The six-dimensional rubric is weighted 30/15/15/15/15/10. The design principle is that correctness is necessary but not sufficient — so Correctness gets the largest single weight (30), but the combined weight of "execution quality under adversity" dimensions (Completeness + Robustness + Efficiency + Data Quality = 60) exceeds Correctness. This forces scoring to reward agents that do the job right, not just return something plausible. Observability at 10 is intentionally lower than the execution dimensions: it's an audit requirement rather than a core task, but it's not zero because an un-auditable pipeline is not a production-ready pipeline.
| Benchmark | Adversarial faults in env | Within-episode non-stationarity | Multi-dim execution scoring | Budget constraints |
|---|---|---|---|---|
| ToolBench (Qin et al., 2023) | — | — | — | — |
| τ-bench (Sierra / Anthropic) | partial (policy violations) | — | ✓ (pass@k on policies) | — |
| BFCL (Berkeley) | — | — | — | — |
| API-Bank | — | — | — | — |
| ComtradeBench | ✓ (429/500/drift/dupes/totals) | ✓ (T9) | ✓ (6 dimensions) | ✓ (T10) |
Closest relative is τ-bench — it also scores beyond "did the final answer match" and injects policy-level adversarial conditions. ComtradeBench's unique combination is environment-level fault injection + within-episode escalation (T9) + budget-aware rollouts (T10). The adversarial bits are not in the prompts or the labels — they are in the environment, so an agent cannot route around them by rephrasing.
These are the specific things this release does not yet do:
- Frontier saturation at the ceiling. Kimi-128k and Claude Sonnet 4.6 produce numerically identical per-task scores across all 10 tasks (97.5 avg each). ComtradeBench today measures execution reliability well but does not fine-rank two execution-optimised frontier models against each other. A harder T9 variant with steeper mid-episode escalation, plus additional tasks T11+ targeting frontier-model behaviours, would reopen cross-frontier discrimination.

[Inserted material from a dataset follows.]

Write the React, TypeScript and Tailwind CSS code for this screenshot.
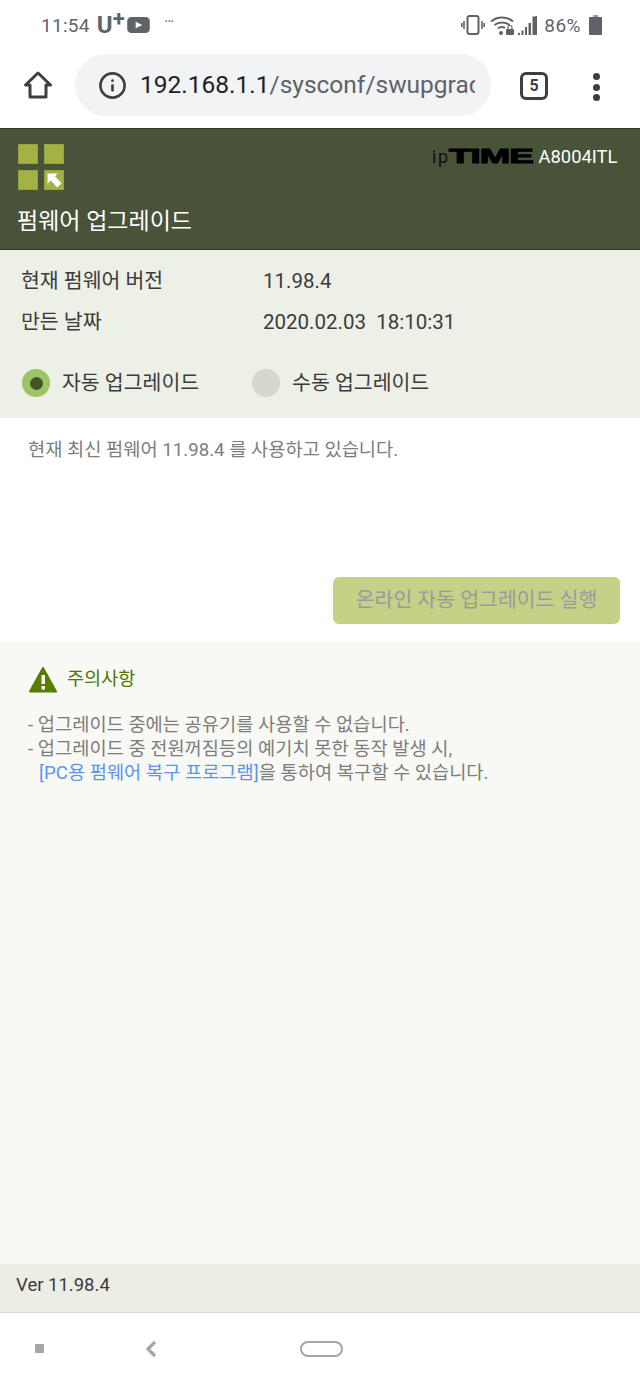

- Sub-frontier reliability is noisy, not uniform. Llama 3.3 70B on T9 is bimodal: same seed
produced 18.7 on the original run and 97.5 on the multi-seed re-run, and three of five seeds
hit Groq daily token-limit 429s rather than model failures. The correct statement is Llama
is high-variance on T9, not Llama uniformly collapses. Multi-seed evidence in
multiseed_llama_t9_summary.json. - T4/T5 Robustness ceiling at 12/15 is a rubric string-matching artifact. Reading
server/judge.pyL293-336, the +3 bonus on rate-limit tasks requires the literal keyword"exponential"or"backoff"inrun.log; on server-error tasks it requires"max"or"limit". The retry logic itself is correct; the ceiling is a rubric artifact, not a model capability gap. Future work is to broaden the keyword set or move to a semantic check. - Five LLMs evaluated. Kimi Moonshot V1-128k, Claude Sonnet 4.6, GPT-5, Llama 3.3 70B, and Qwen2.5-7B-Instruct (open-source, zero-shot). Adding Gemini, Qwen2.5-72B, and DeepSeek would broaden the cross-model story further, though the current data already exposes four independent discriminative findings (execution-vs-reasoning at the frontier, saturation at the ceiling, reliability at the sub-frontier, open-source parity with closed frontier).
- Single-seed evaluation for most LLMs. Kimi and Llama have multi-seed data on T9
(
multiseed_*_summary.json). Claude, GPT-5, Qwen2.5-7B, and all other tasks use seed=42 only. Expanding multi-seed coverage is future work. - GRPO training stability engineering is future work. The 3B + LoRA collapse at iter 15 is a diagnosable instability: adaptive KL penalty, stricter trust-region clipping, or early-stop on reward-variance collapse would likely stabilise the learning window past iter 14. We did not perform this hyperparameter engineering in the submission window.
- Benchmark comparison is qualitative. The feature matrix vs τ-bench / BFCL / ToolBench is qualitative. We have not yet run the same Kimi agent across all four benchmarks to produce a quantitative cross-benchmark anchor.
Environment code follows the OpenEnv BSD-style license. Agent training code is provided as-is for the AgentBeats competition.